For Paul Brown, Grammy-nominated record producer and keyboardist for The Waterboys and The Brothers Brown, a near-death experience gave him the push he needed to leave his day job and pursue music as a full-time career. After the passing of his mother when he was 12, Paul and his brothers were sent to live at the Tennessee Preparatory School in Nashville. It was there he found music, only to lose it when he was no longer allowed to practice. Eventually Paul ran away from the school, ending up back in his hometown of Memphis, where the lure of the Mississippi River led him to become a deckhand on a tugboat hauling crude oil up and down the river.
Paul backstage at a gig. Courtesy of Paul Brown.
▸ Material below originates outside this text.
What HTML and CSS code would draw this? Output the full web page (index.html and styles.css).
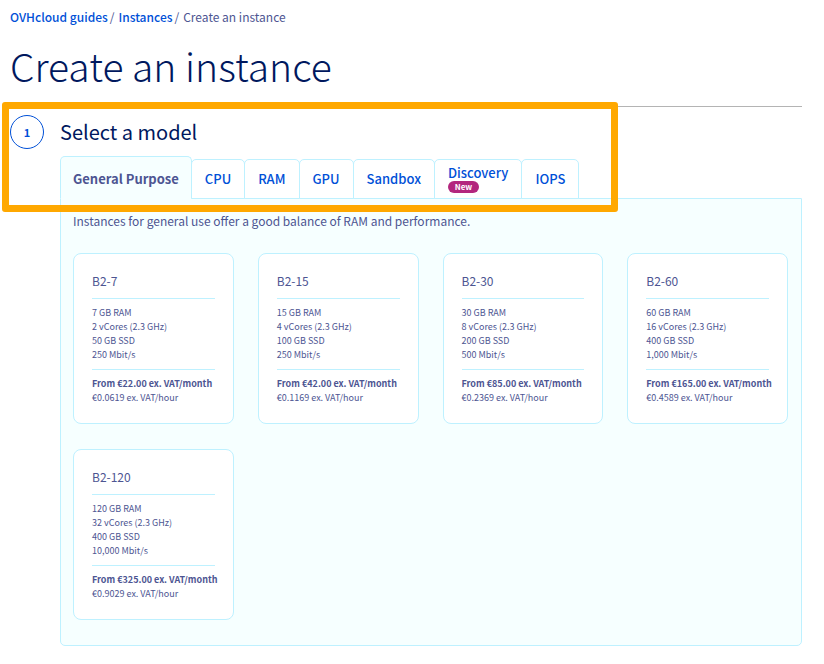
FILE: index.html
```
<!DOCTYPE html>
<html lang="en">
<head>
<meta charset="utf-8">
<meta name="viewport" content="width=device-width, initial-scale=1">
<title>Create an instance</title>
<link rel="stylesheet" href="styles.css">
</head>
<body>
<nav class="breadcrumb" aria-label="Breadcrumb">
  <a href="#">OVHcloud guides</a><span class="sep">/</span><a href="#">Instances</a><span class="sep">/</span><span>Create an instance</span>
</nav>
<main>
  <h1>Create an instance</h1>
  <section class="step">
    <div class="step-head">
      <span class="step-number">1</span>
      <h2>Select a model</h2>
    </div>
    <div class="highlight" aria-hidden="true"></div>
    <div class="models">
      <div class="tabs" role="tablist">
        <button class="tab active" type="button" role="tab" aria-selected="true">General Purpose</button>
        <button class="tab" type="button" role="tab">CPU</button>
        <button class="tab" type="button" role="tab">RAM</button>
        <button class="tab" type="button" role="tab">GPU</button>
        <button class="tab" type="button" role="tab">Sandbox</button>
        <button class="tab" type="button" role="tab"><span class="tab-name">Discovery</span><span class="badge">New</span></button>
        <button class="tab" type="button" role="tab">IOPS</button>
      </div>
      <div class="panel" role="tabpanel">
        <p class="intro">Instances for general use offer a good balance of RAM and performance.</p>
        <div class="cards">
          <article class="card">
            <h3>B2-7</h3>
            <ul><li>7 GB RAM</li><li>2 vCores (2.3 GHz)</li><li>50 GB SSD</li><li>250 Mbit/s</li></ul>
            <p class="price"><strong>From €22.00 ex. VAT/month</strong><span>€0.0619 ex. VAT/hour</span></p>
          </article>
          <article class="card">
            <h3>B2-15</h3>
            <ul><li>15 GB RAM</li><li>4 vCores (2.3 GHz)</li><li>100 GB SSD</li><li>250 Mbit/s</li></ul>
            <p class="price"><strong>From €42.00 ex. VAT/month</strong><span>€0.1169 ex. VAT/hour</span></p>
          </article>
          <article class="card">
            <h3>B2-30</h3>
            <ul><li>30 GB RAM</li><li>8 vCores (2.3 GHz)</li><li>200 GB SSD</li><li>500 Mbit/s</li></ul>
            <p class="price"><strong>From €85.00 ex. VAT/month</strong><span>€0.2369 ex. VAT/hour</span></p>
          </article>
          <article class="card">
            <h3>B2-60</h3>
            <ul><li>60 GB RAM</li><li>16 vCores (2.3 GHz)</li><li>400 GB SSD</li><li>1,000 Mbit/s</li></ul>
            <p class="price"><strong>From €165.00 ex. VAT/month</strong><span>€0.4589 ex. VAT/hour</span></p>
          </article>
          <article class="card">
            <h3>B2-120</h3>
            <ul><li>120 GB RAM</li><li>32 vCores (2.3 GHz)</li><li>400 GB SSD</li><li>10,000 Mbit/s</li></ul>
            <p class="price"><strong>From €325.00 ex. VAT/month</strong><span>€0.9029 ex. VAT/hour</span></p>
          </article>
        </div>
      </div>
    </div>
  </section>
</main>
</body>
</html>
```
FILE: styles.css
```
* { box-sizing: border-box; }
body {
  margin: 0;
  padding: 8px 22px 18px 10px;
  background: #fff;
  color: #4d5592;
  font-family: "Noto Sans CJK SC", "Noto Sans", sans-serif;
  font-size: 12px;
  line-height: 18px;
}
h1, h2, h3, p, ul { margin: 0; padding: 0; font-weight: 400; }
ul { list-style: none; }
.breadcrumb { display: flex; }
.breadcrumb a { color: #0050d7; font-weight: 500; text-decoration: none; }
.sep { margin: 0 4px 0 2px; }
h1 {
  padding: 14px 0 16px;
  border-bottom: 1px solid #b4b4b4;
  color: #00185e;
  font-size: 39px;
  font-weight: 300;
  line-height: 50px;
}
.step { position: relative; }
.step-head { display: flex; align-items: center; gap: 16px; padding-top: 8px; }
.step-number {
  display: grid;
  place-items: center;
  width: 34px;
  height: 34px;
  border: 1px solid #0050d7;
  border-radius: 50%;
  color: #0050d7;
  font-size: 11px;
  font-weight: 700;
}
h2 { color: #00185e; font-size: 20px; line-height: 34px; }
.highlight {
  position: absolute;
  z-index: 2;
  top: -5px;
  left: -8px;
  width: 616px;
  height: 110px;
  border: 7px solid #ffa800;
  border-radius: 3px;
}
.models { margin-left: 50px; padding-top: 7px; }
.tabs { display: flex; align-items: flex-end; position: relative; z-index: 1; margin-bottom: -1px; }
.tab {
  height: 40px;
  margin: 0 0 0 -1px;
  padding: 0 13px;
  border: 1px solid #bef1ff;
  border-radius: 5px 5px 0 0;
  background: #fff;
  color: #0050d7;
  font: inherit;
  font-size: 13px;
  font-weight: 500;
  line-height: 16px;
}
.tab.active {
  height: 43px;
  margin-left: 0;
  padding: 3px 12px 0;
  border-bottom-color: #f6ffff;
  background: #f6ffff;
  color: #4d5592;
  font-weight: 700;
}
.tab-name { display: block; }
.badge {
  display: block;
  width: 31px;
  border-radius: 6px;
  background: #b3277e;
  color: #fff;
  font-size: 8px;
  font-weight: 700;
  line-height: 12px;
  text-align: center;
}
.panel {
  padding: 13px 13px 25px 12px;
  border: 1px solid #bef1ff;
  border-radius: 0 0 5px 5px;
  background: #f6ffff;
}
.cards {
  display: grid;
  grid-template-columns: repeat(4, minmax(0, 1fr));
  gap: 25px 24px;
  margin-top: 23px;
}
.card {
  padding: 18px;
  border: 1px solid #bef1ff;
  border-radius: 8px;
  background: #fff;
  font-size: 9px;
  line-height: 14px;
  white-space: nowrap;
}
.card h3 { padding-bottom: 8px; font-size: 12px; line-height: 18px; }
.card ul { border-top: 1px solid #bef1ff; padding: 7px 0; }
.price { border-top: 1px solid #bef1ff; padding-top: 7px; }
.price strong, .price span { display: block; }
```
For two and a half years while Paul continued to practice music, he learned all he could about the boat, thinking a life of working on the river might be his future. However, the boat’s captain, also a musician, told Paul he was too good of a musician not to be playing. Paul struggled to decide between the day job and pursuing music full-time until one night when they were in St. Louis and the tug hit the Eads Bridge. The winch wire snapped, causing a spark and setting the barges on fire. Fortunately the barges were full, so they burned instead of exploding. Not so luckily, three of the four barges were engulfed in flames and drifting toward the boat. The barge closest to the almost powerless boat was not on fire but was leaking and slowly pulling the boat down. At the last minute the crew was able to disengage the winch wire and the captain maneuvered the boat to safety.
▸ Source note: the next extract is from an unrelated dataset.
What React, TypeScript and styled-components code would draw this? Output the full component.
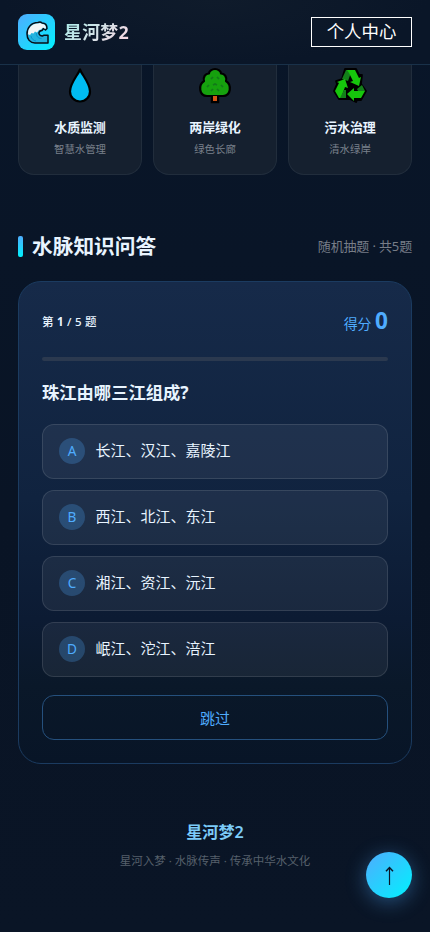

When the owner of the boat refused his request for a leave of absence after the accident, Paul quit the river, becoming homeless for a while until his first music gig. His timing proved to be lucky, however. Three months later the same boat was involved in another accident, and tragically four members of the crew were killed.
If I Were a Carpenter and a Lady
Amber Farris at a gig. Courtesy of Kath Galasso.
Before the band moved to Nashville, Southern blues-rock band Somebody’s Darling played all around their hometown of Dallas. Before her musical path took her to the Music City, songwriter and lead singer Amber Farris not only played guitar but worked in the office of the iron-and-wood custom furniture company owned by her uncle Kevin and his partner Donnie. When Donnie passed away suddenly, the company was without its woodworker. In order to help keep the business going, Amber decided to “figure out how to do this” and learned the art of carpentry.
Amber in her carpentry workshop. Courtesy of Amber Farris.
While music is the focus of her life, Amber still hasn’t retired from carpentry. Though she’s writing songs as much as ever, lately she has also been building treehouses. “As much as I love music, I love to dabble in everything. I can’t settle for just one thing.”
Hit Me with Your Best Shot
Arnie at a gig. Courtesy of Kath Galasso.
Americana singer-songwriter Arnie “Tokyo” Rosenthal was a musician early on before he took a 20-year hiatus to focus on a few different careers, then circled back to music. First there was his venture into the early cable TV industry, where he ran a couple of networks, including the Financial News Network, which is known today as CNBC.
FNN had a sports division. Having been an amateur boxer, he was pulled more and more into the world of boxing. After the network was sold, he became a blow-by-blow boxing commentator in both radio and TV, calling fights for HBO, Star Boxing and Prime Network, among others. But broadcasting was only part of Arnie’s boxing involvement. He also managed over 50 fighters, including six world champions, created and promoted a weekly televised women’s boxing series and was a pioneer in pay-per-view broadcasts.
Tokyo with Vaden and King. Courtesy of Arnie Rosenthal.
Somewhere along the line Arnie became known as Tokyo. Leaving a day job in the corporate world behind, Toke rediscovered his musical voice. Always the promoter, he finished up his second season of The Tokyo Rosenthal Program, a syndicated radio show devoted entirely to the Americana genre of music, and still heads out on the road throughout the US and the British Isles singing tunes from his five albums.
Take This Job and Shove It
Most musicians never quit their day job. Rather, sadly, many give up on their music dream. We’re grateful for the ones who persevere and overcome the odds to hold on to the dream.